The vote was along party lines, a congressional staff member said, with Republicans in favor. Republicans also turned back attempts to weaken the legislation with amendments, again with party-line votes, the staffer reported. The bill’s supporters hope to move it through the full committee and to the House floor by the end of June.
“It is very encouraging to see Congress taking up the issues presented in the Child Custody Protection Act this early in this session,” said Will Dodson, public-policy director for the Southern Baptist Ethics & Religious Liberty Commission.
“It’s difficult to imagine why any government — federal, state or local — would interfere with the sacred relationship between parent and child on a matter of grave consequence to our children and our children’s children. Everyone who genuinely values human life and who values the relationship between parent and child should closely follow this legislation in order to hold their elected officials accountable for their position on this issue,” Dodson said.
A person violating the law could be fined and/or imprisoned for a maximum of a year. The legislation would permit parents to sue those who violate the law.

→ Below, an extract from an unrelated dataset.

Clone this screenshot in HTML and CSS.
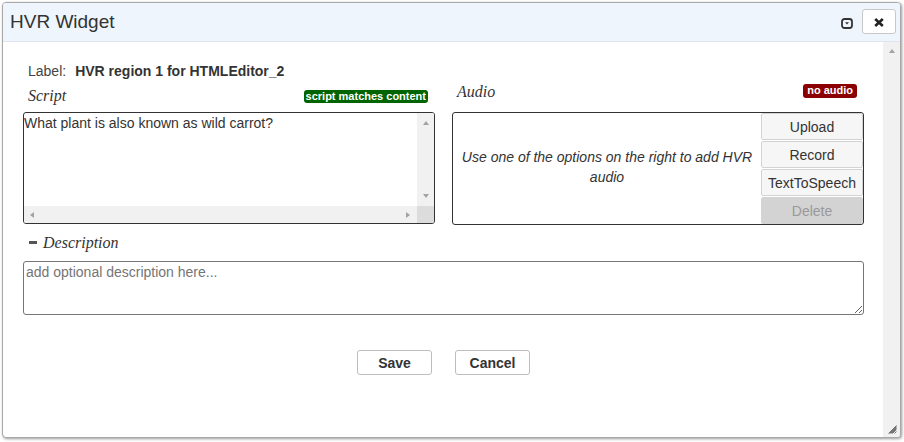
FILE: index.html
```html
<!DOCTYPE html>
<html>
<head>
<meta charset="utf-8">
<title>HVR Widget</title>
<link rel="stylesheet" href="styles.css">
</head>
<body>
<div class="dialog">
  <div class="titlebar">
    <span class="title">HVR Widget</span>
    <span class="tools">
      <span class="min-icon"><svg width="12" height="11" viewBox="0 0 12 11"><rect x="1" y="1" width="10" height="9" rx="2.5" fill="none" stroke="#333" stroke-width="1.8"/><path d="M4 4.3 L8 4.3 L6 6.6 Z" fill="#333"/></svg></span>
      <button class="close-btn"><svg width="10" height="9" viewBox="0 0 10 9"><path d="M1.2 1 L8.8 8 M8.8 1 L1.2 8" stroke="#222" stroke-width="2.6" stroke-linecap="butt"/></svg></button>
    </span>
  </div>
  <div class="body">
    <div class="content">
      <div class="label-row"><span class="label-key">Label:</span><span class="label-val">HVR region 1 for HTMLEditor_2</span></div>
      <div class="columns">
        <div class="col col-script">
          <div class="col-head head-script"><span class="field-title">Script</span><span class="badge badge-ok">script matches content</span></div>
          <div class="script-box">
            <div class="script-text">What plant is also known as wild carrot?</div>
            <div class="vbar"><span class="arr arr-up"></span><span class="arr arr-down"></span></div>
            <div class="hbar"><span class="arr arr-left"></span><span class="arr arr-right"></span></div>
            <div class="corner"></div>
          </div>
        </div>
        <div class="col col-audio">
          <div class="col-head head-audio"><span class="field-title">Audio</span><span class="badge badge-no">no audio</span></div>
          <div class="audio-box">
            <div class="audio-msg">Use one of the options on the right to add HVR audio</div>
            <div class="audio-btns">
              <button class="abtn">Upload</button>
              <button class="abtn">Record</button>
              <button class="abtn">TextToSpeech</button>
              <button class="abtn abtn-disabled" disabled>Delete</button>
            </div>
          </div>
        </div>
      </div>
      <div class="desc-row"><span class="dash"></span><span class="field-title">Description</span></div>
      <textarea class="desc" placeholder="add optional description here..."></textarea>
      <div class="actions"><button class="act">Save</button><button class="act">Cancel</button></div>
    </div>
    <div class="page-scroll"><span class="arr arr-up"></span></div>
  </div>
  <svg class="grip" width="9" height="9" viewBox="0 0 9 9"><path d="M0.5 8.5 L8.5 0.5 M2.5 8.5 L8.5 2.5 M4.5 8.5 L8.5 4.5 M6.5 8.5 L8.5 6.5 M1.5 8.5 L8.5 1.5 M3.5 8.5 L8.5 3.5" stroke="#555" stroke-width="0.8"/></svg>
</div>
</body>
</html>
```
FILE: styles.css
```css
* { box-sizing: border-box; }
html, body { margin: 0; padding: 0; }
body {
  background: #ffffff;
  width: 904px;
  height: 442px;
  overflow: hidden;
  font-family: "Liberation Sans", Arial, sans-serif;
  color: #333;
}
.dialog {
  position: relative;
  margin: 2px 0 0 2px;
  width: 899px;
  height: 436px;
  border: 1px solid #a8a8a8;
  border-radius: 4px;
  background: #fff;
  box-shadow: 1px 1px 3px rgba(0,0,0,0.4);
  display: flex;
  flex-direction: column;
  overflow: hidden;
}
.titlebar {
  height: 39px;
  flex: none;
  background: #eef5fd;
  border-bottom: 1px solid #dfe5ec;
  display: flex;
  align-items: center;
  justify-content: space-between;
  padding: 0 4px 0 7px;
}
.title {
  font-size: 19px;
  color: #333;
  line-height: 22px;
}
.tools { display: flex; align-items: center; gap: 9px; }
.min-icon { display: flex; width: 12px; height: 11px; margin-top: 2px; }
.close-btn {
  width: 34px;
  height: 25px;
  margin-top: -2px;
  background: #fff;
  border: 1px solid #c8c8c8;
  border-radius: 3px;
  padding: 0;
  display: flex;
  align-items: center;
  justify-content: center;
}
.close-btn svg { margin-top: 2px; }
.body {
  flex: 1;
  display: flex;
  min-height: 0;
}
.content {
  flex: 1;
  padding: 0 19px 0 20px;
}
.page-scroll {
  width: 17px;
  flex: none;
  background: #f1f1f1;
  display: flex;
  justify-content: center;
  padding-top: 7px;
}
.arr { display: block; width: 0; height: 0; }
.arr-up { border-left: 3.5px solid transparent; border-right: 3.5px solid transparent; border-bottom: 4px solid #a3a3a3; }
.arr-down { border-left: 3.5px solid transparent; border-right: 3.5px solid transparent; border-top: 4px solid #a3a3a3; }
.arr-left { border-top: 3.5px solid transparent; border-bottom: 3.5px solid transparent; border-right: 4px solid #a3a3a3; }
.arr-right { border-top: 3.5px solid transparent; border-bottom: 3.5px solid transparent; border-left: 4px solid #a3a3a3; }

.label-row {
  margin-top: 21px;
  padding-left: 5px;
  font-size: 14px;
  line-height: 16px;
  display: flex;
  gap: 9px;
}
.label-key { color: #444; }
.label-val { font-weight: bold; color: #333; }

.columns {
  margin-top: 3px;
  display: flex;
  gap: 17px;
  align-items: flex-start;
}
.col { width: 412px; flex: none; }
.col-head {
  height: 20px;
  display: flex;
  align-items: center;
  justify-content: space-between;
  padding: 0 7px 0 5px;
}
.head-script { margin-top: 4px; margin-bottom: 6px; }
.head-audio { margin-top: 0; margin-bottom: 10px; }
.field-title {
  font-family: "Liberation Serif", "Times New Roman", serif;
  font-style: italic;
  font-size: 16px;
  line-height: 20px;
  color: #333;
}
.badge {
  font-size: 11px;
  font-weight: bold;
  color: #fff;
  line-height: 13px;
  height: 13.5px;
  border-radius: 3px;
  white-space: nowrap;
}
.badge-ok { background: #006400; padding: 0 2px; margin-top: 1px; }
.badge-no { background: #8b0000; padding: 0 4px; margin-top: -2px; }

.script-box {
  height: 112px;
  border: 1px solid #333;
  border-radius: 3px;
  display: grid;
  grid-template-columns: 1fr 17px;
  grid-template-rows: 1fr 17px;
  overflow: hidden;
}
.script-text {
  font-size: 14px;
  line-height: 16px;
  padding: 2px 1px 0 0;
  color: #333;
}
.vbar {
  background: #f1f1f1;
  display: flex;
  flex-direction: column;
  align-items: center;
  justify-content: space-between;
  padding: 8px 0;
}
.hbar {
  background: #f1f1f1;
  display: flex;
  align-items: center;
  justify-content: space-between;
  padding: 0 7px 0 6px;
}
.corner { background: #dcdcdc; }

.audio-box {
  height: 113px;
  border: 1px solid #333;
  border-radius: 3px;
  display: flex;
  overflow: hidden;
}
.audio-msg {
  flex: 1;
  display: flex;
  align-items: center;
  justify-content: center;
  text-align: center;
  font-style: italic;
  font-size: 14px;
  line-height: 20px;
  padding: 0 6px 3px;
  color: #333;
}
.audio-btns {
  width: 102px;
  flex: none;
  display: flex;
  flex-direction: column;
  gap: 1px;
}
.abtn {
  height: 27px;
  font-family: "Liberation Sans", Arial, sans-serif;
  font-size: 14px;
  color: #333;
  background: #f6f6f6;
  border: 1px solid #d3d3d3;
  border-radius: 2px;
  padding: 0;
}
.abtn-disabled {
  background: #d3d3d3;
  color: #999;
  border-color: #d3d3d3;
}

.desc-row {
  margin-top: 8px;
  height: 20px;
  display: flex;
  align-items: center;
  gap: 6px;
  padding-left: 6px;
}
.dash {
  width: 8px;
  height: 3px;
  background: #555;
  margin-top: -1px;
}
.desc {
  display: block;
  margin-top: 8px;
  width: 841px;
  height: 54px;
  border: 1px solid #767676;
  border-radius: 3px;
  padding: 2px 2px;
  font-family: "Liberation Sans", Arial, sans-serif;
  font-size: 14px;
  line-height: 16px;
  color: #333;
  resize: both;
}
.desc::placeholder { color: #757575; }

.actions {
  margin-top: 35px;
  display: flex;
  justify-content: center;
  gap: 23px;
}
.act {
  width: 75px;
  height: 25px;
  background: #fff;
  border: 1px solid #bdbdbd;
  border-radius: 3px;
  font-family: "Liberation Sans", Arial, sans-serif;
  font-weight: bold;
  font-size: 14px;
  color: #333;
  padding: 0;
}
.grip {
  position: absolute;
  right: 3px;
  bottom: 3px;
}
```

The House adopted the Child Custody Protection Act in a 276-150 vote last year. It died in the Senate, however, when supporters fell six votes short of the 60 needed to end delaying tactics employed by opponents near the close of the session.
Last year, the White House signaled its opposition to the bill unless changes were made. The White House said the bill would need at least to exclude “close family members” — such as grandmothers, aunts and siblings — from liability before it would receive President Clinton’s support.
More than 20 states have laws in effect requiring the notification or consent of at least one parent or guardian, or authorization by a judge, before a minor can have an abortion.
The most recent state to adopt such a law is Texas. Gov. George W. Bush signed a parental-notification bill into law June 7.
The issue of transportation of minors across state lines for abortions was brought to the public’s attention largely by the 1995 case of a Pennsylvania eighth-grader who was secretly driven to New York for an abortion by the stepmother of the 18-year-old man who impregnated her.
Some studies have shown a majority of minors who become pregnant are impregnated by men 18 or older. Such a man has an incentive to keep the pregnancy hidden by means of a secret abortion, since he is vulnerable to a statutory rape charge, supporters of the legislation said.
Opponents of the bill argued in part it will drive girls to obtain unsafe abortions rather than inform their parents or seek a judicial bypass.